La tercera la escribió a final de año. Había recibido otra visita del voluntario de DMD de Madrid y empezaba a sentir que su esfuerzo no caía en saco roto. Se había creado una relación de confianza y ella ya se atrevía a mandar sus cartas manuscritas, sin encabezamientos formales ni despedidas contenidas. Empieza con "¡Hola!", acaba con "un beso", firma "Inma" y confiesa sus altibajos: "Cuando vienes a verme o me llamas me quedo tranquila, pero luego ya me entran mis dudas y mis miedos, eso me acobarda y me vengo abajo".
Para entonces, su solicitud había reabierto el debate sobre el derecho a programar la propia muerte y la enferma temía que la discusión estancara su caso. "Lo que yo pido no es eutanasia. Se confunden las cosas porque no les conviene escucharme y menos ayudarme [...]. Sólo pido que me seden, que me quiten la máquina que me mantiene artificialmente con vida, morir sin dolor y no darme cuenta de nada". La excusa de que el carácter religioso de su hospital complicaba las cosas no le vale: "Aunque corra riesgo por los huesos no me importa trasladarme adonde sea el día que me lo vayáis a hacer, pero hay que estar seguros. Ten en cuenta que si me voy y pido el alta ya no puedo volver aquí más. Mi cama la ocupan y no hay sitios. Así que primero asegúrate bien de todo y luego manos a la obra". "Yo no quiero que te pase nada a ti ni tampoco a nadie. Ésa es mi duda y mi miedo", confiesa.

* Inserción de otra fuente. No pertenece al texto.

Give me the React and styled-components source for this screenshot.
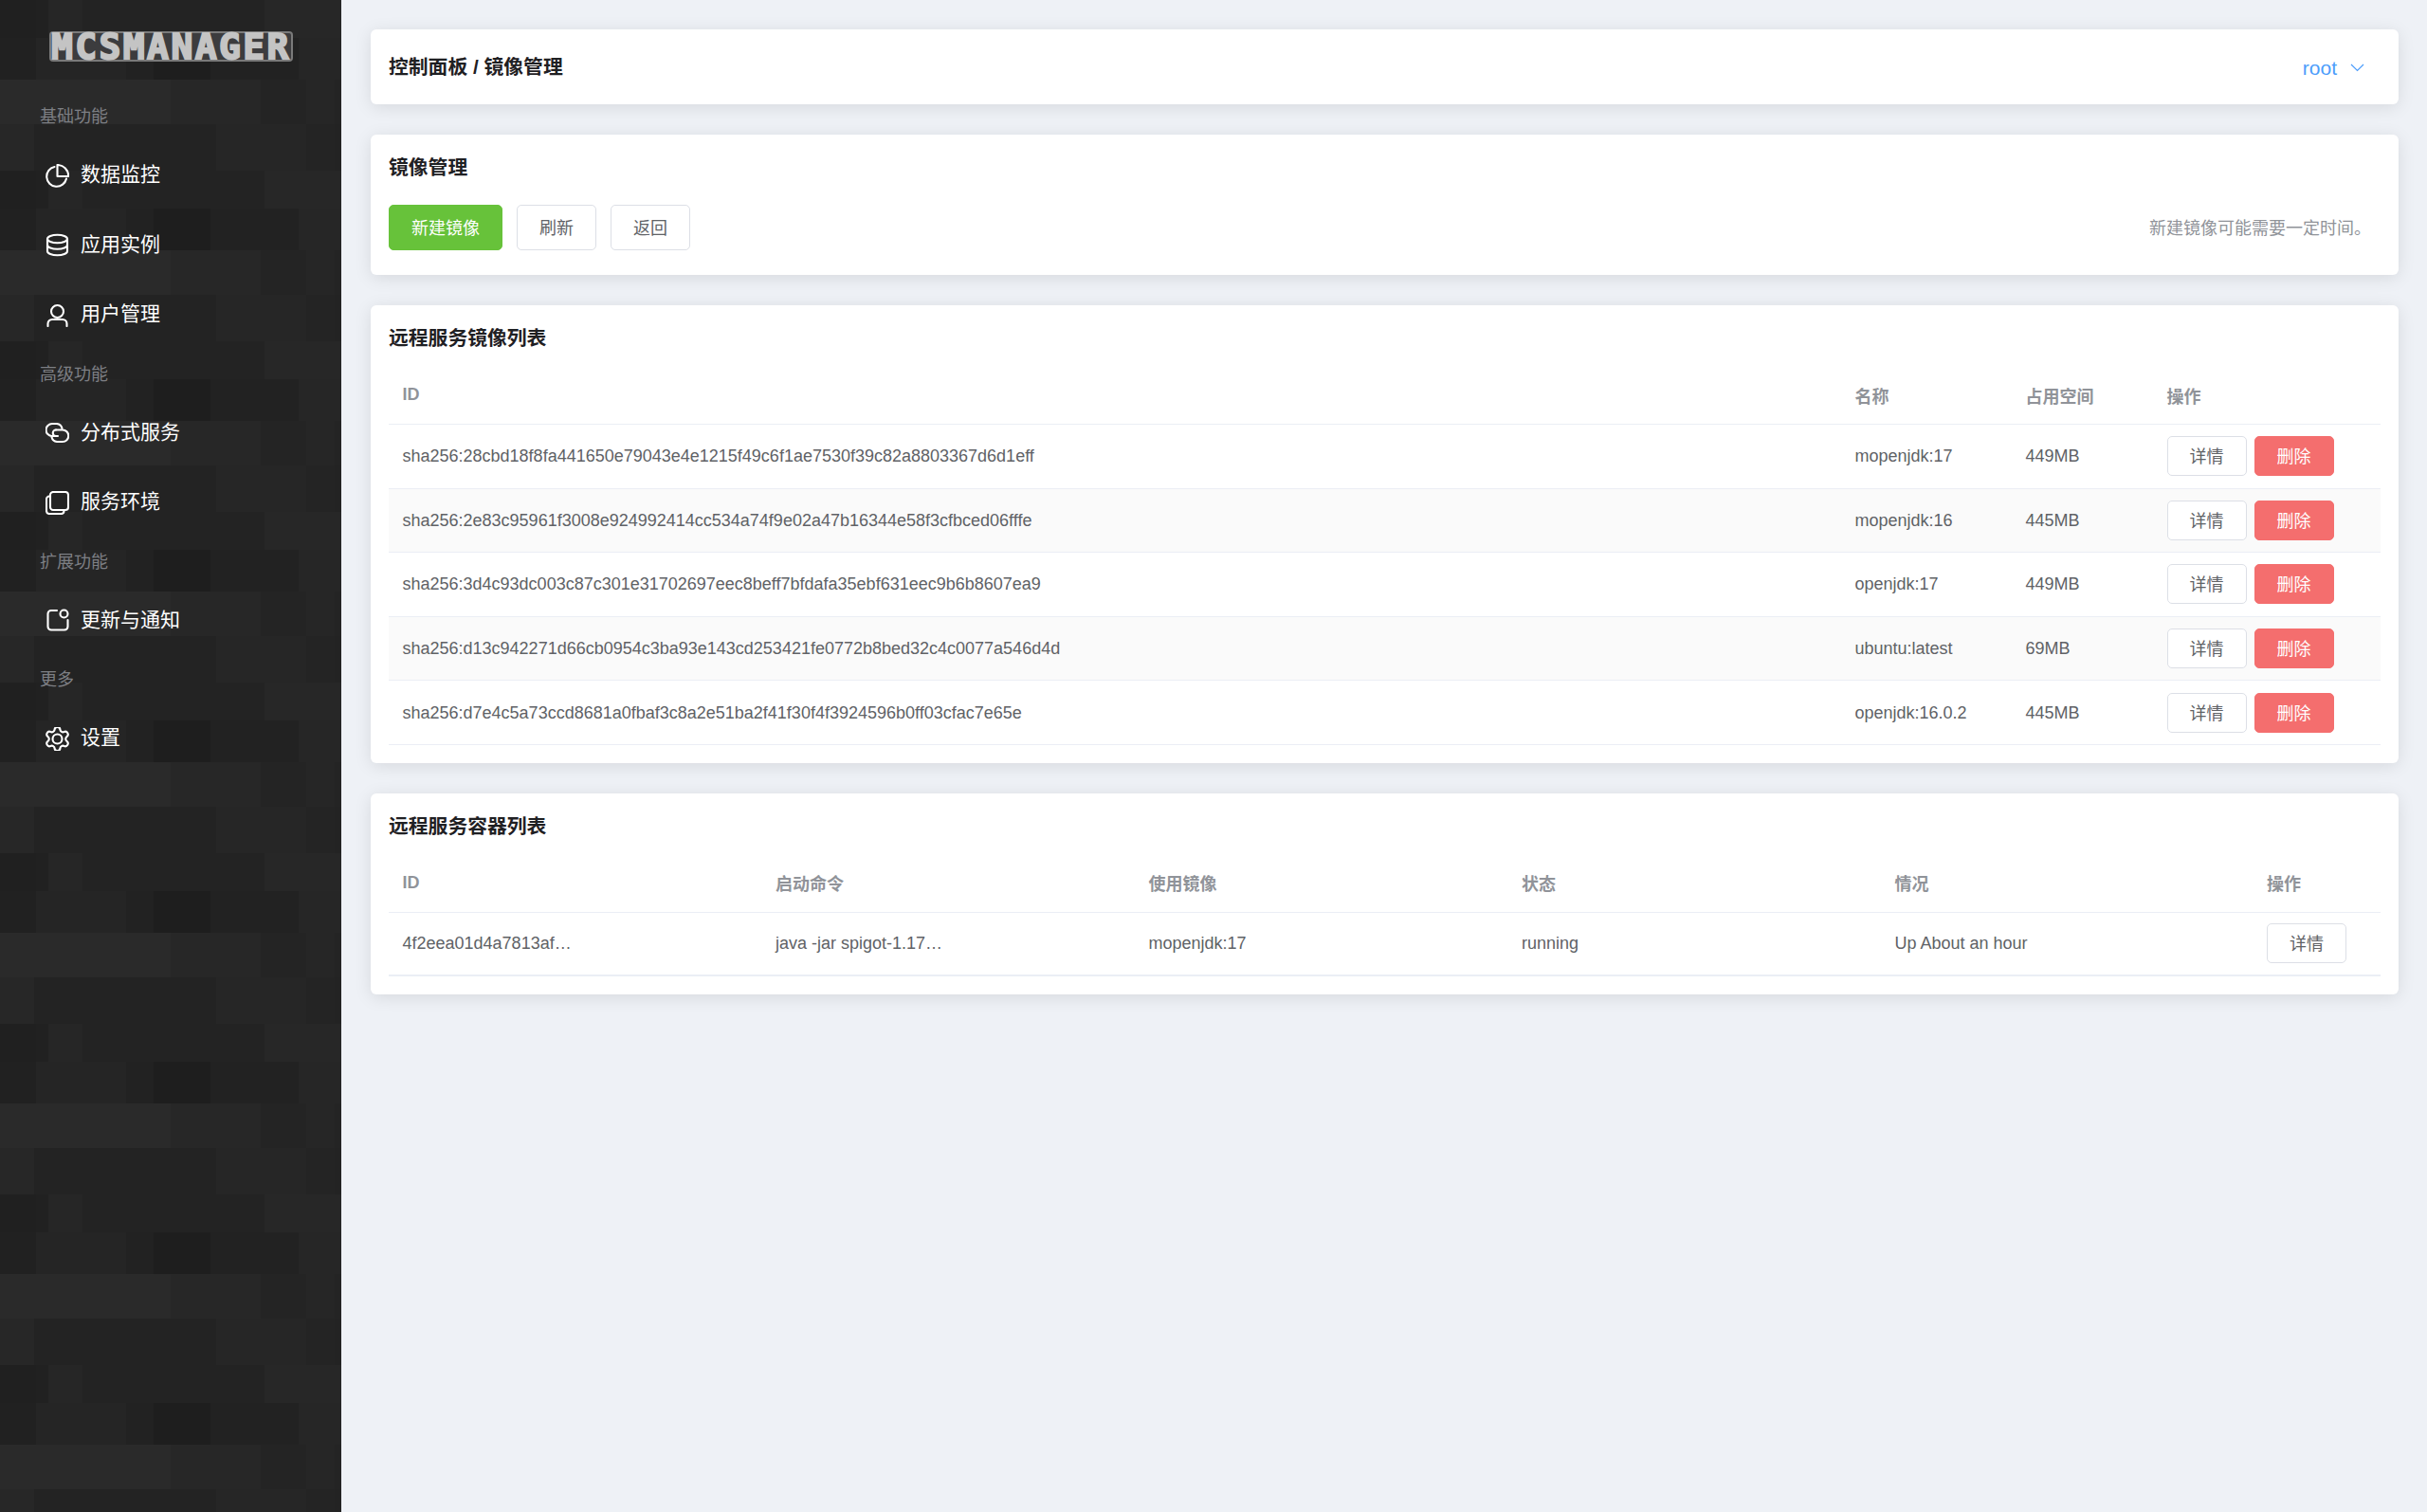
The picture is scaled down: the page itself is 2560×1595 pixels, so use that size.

Aunque su peor pesadilla era otra: fracasar en su intención de morir pronto. "Tengo miedo de que no se cumplan mis deseos. Mis deseos ya sabes tú cuáles son. Por eso me vengo abajo muchas veces, lo paso mal y me harto de llorar", escribió a finales de enero. Era su cuarta carta, la última que envió a DMD, y los gritos de auxilio se mezclaban ya con la impaciencia. "Estoy en mi derecho y en mi libertad. ¿Por qué me lo niegan? ¿Por qué no lo hacen ya de una vez? ¿Por qué tantos rodeos?". No sabía que apenas una semana después, el Comité de Ética andaluz iba a respaldar su petición. Su última despedida antes de los dictámenes de los expertos andaluces es una súplica, la de una mujer que no se atrevía a creer que, por primera y última vez en su vida, las cosas le iban a salir bien: "No me des falsas esperanzas, por favor".